2. Use your hands to grab a handful of the cabbage and squeeze and discard the excess moisture out into the sink. You can also spoon all of the cabbage onto a cheesecloth and then squeeze all the water out. Place the dry cabbage back into the large bowl and add the pork mixture. Fold the cabbage into the pork mixture.
3. Mix together the slurry. Take one dumpling wrapper, spoon scant 1 tablespoon of the pork mixture onto the middle of the wrapper. Dip one finger into the slurry and “paint” the edges of the dumpling wrapper. Bring up the bottom side of the wrapper, fold up and press to shape into a half-moon shape, encasing all of the filling. Place on baking sheet, cover loosely with plastic wrap and repeat with rest of dumplings. Make sure that the dumplings do not touch each other on the sheet.
4 When all dumplings assembled, you can cook immediately or cover with plastic wrap and refrigerate for up to several hours. To cook, half-fill a large pot with water and bring to boil. When boiling, and gently slide in 1/3 of the dumplings. When water returns to a boil, turn heat to a simmer and gently cook for 6-8 minutes. Remove with slotted spoon and repeat with remaining dumplings. Serve with hot chili sauce.

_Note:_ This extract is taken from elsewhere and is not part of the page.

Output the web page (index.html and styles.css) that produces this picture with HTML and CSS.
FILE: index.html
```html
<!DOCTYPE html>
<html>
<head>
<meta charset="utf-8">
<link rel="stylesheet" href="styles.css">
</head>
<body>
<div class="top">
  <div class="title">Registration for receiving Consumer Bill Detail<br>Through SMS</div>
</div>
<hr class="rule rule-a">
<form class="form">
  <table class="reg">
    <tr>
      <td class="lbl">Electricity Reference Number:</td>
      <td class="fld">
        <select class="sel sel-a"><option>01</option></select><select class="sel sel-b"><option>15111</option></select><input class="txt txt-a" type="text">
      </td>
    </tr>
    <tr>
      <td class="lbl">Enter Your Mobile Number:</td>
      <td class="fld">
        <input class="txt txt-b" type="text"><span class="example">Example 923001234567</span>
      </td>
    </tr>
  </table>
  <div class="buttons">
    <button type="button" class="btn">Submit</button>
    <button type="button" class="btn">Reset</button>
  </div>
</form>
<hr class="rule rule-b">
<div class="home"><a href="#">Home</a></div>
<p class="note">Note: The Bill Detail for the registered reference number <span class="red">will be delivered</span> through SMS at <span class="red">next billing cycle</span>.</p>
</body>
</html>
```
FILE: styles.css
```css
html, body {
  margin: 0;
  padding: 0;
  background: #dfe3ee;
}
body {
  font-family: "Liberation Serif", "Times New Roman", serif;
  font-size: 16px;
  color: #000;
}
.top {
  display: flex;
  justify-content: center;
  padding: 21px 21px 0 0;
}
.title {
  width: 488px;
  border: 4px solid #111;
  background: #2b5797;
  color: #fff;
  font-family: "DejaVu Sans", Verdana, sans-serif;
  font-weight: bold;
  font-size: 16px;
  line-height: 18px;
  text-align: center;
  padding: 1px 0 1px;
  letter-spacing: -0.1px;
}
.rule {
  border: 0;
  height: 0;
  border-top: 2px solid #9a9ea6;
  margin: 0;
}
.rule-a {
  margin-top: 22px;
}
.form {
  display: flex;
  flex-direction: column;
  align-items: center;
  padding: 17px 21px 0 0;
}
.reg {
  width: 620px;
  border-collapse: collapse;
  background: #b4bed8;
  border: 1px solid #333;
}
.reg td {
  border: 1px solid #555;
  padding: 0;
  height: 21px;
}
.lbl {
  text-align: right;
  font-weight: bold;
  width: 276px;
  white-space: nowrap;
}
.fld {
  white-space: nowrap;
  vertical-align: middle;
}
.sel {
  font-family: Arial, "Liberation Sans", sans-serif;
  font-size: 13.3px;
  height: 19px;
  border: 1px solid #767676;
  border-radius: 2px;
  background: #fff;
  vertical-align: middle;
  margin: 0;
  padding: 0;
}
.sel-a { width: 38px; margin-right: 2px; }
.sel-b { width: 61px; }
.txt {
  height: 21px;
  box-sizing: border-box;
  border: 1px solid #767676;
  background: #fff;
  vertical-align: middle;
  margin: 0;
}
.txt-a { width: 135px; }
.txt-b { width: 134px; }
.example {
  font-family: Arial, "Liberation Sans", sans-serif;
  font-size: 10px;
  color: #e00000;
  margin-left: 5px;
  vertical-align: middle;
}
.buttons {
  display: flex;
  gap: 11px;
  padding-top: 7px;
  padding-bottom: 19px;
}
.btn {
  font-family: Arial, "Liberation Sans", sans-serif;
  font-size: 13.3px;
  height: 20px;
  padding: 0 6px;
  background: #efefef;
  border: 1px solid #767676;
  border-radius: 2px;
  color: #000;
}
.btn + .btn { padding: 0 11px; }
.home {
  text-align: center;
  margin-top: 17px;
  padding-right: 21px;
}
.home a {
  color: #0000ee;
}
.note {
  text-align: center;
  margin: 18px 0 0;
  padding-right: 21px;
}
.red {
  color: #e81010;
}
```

This was another big hit for the dinner table. It was a great, new way to enjoy cabbage! We used Creswick farms ground pork for the filling, and ended up freezing half of the filling for a later time. Gus ate some of this as well, which surprised us because he doesn’t like meat, or anything green!

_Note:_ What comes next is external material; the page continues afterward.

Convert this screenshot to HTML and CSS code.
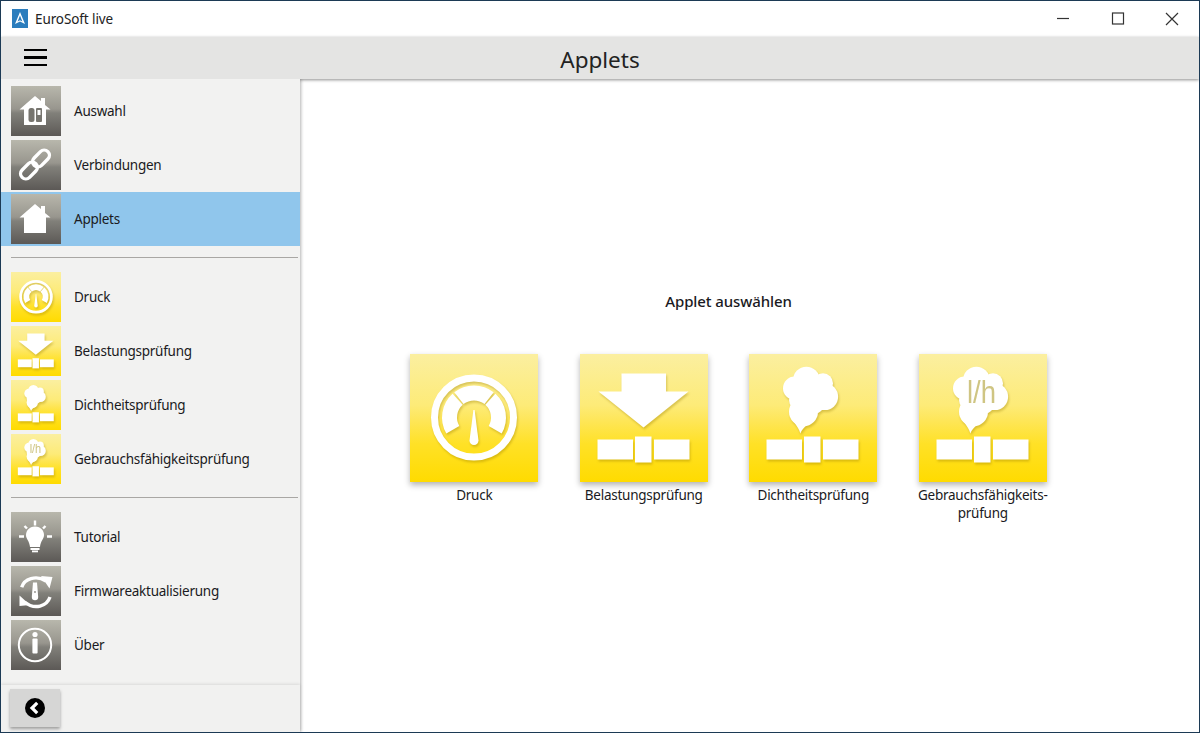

The last recipe is one of our own, in-a-pinch meals. We always keep a jar of Alfredo sauce in the pantry for a quick meal. Any vegetables, sauteed with onions (caramelize them first…), mushrooms and garlic added to pasta with Alfredo sauce (we sometimes add pesto too) is a great way to quickly use up some vegetables in the fridge. Throw in some spinach and kale! Simple and quick!
That’s it for this week. Cheers and happy cooking!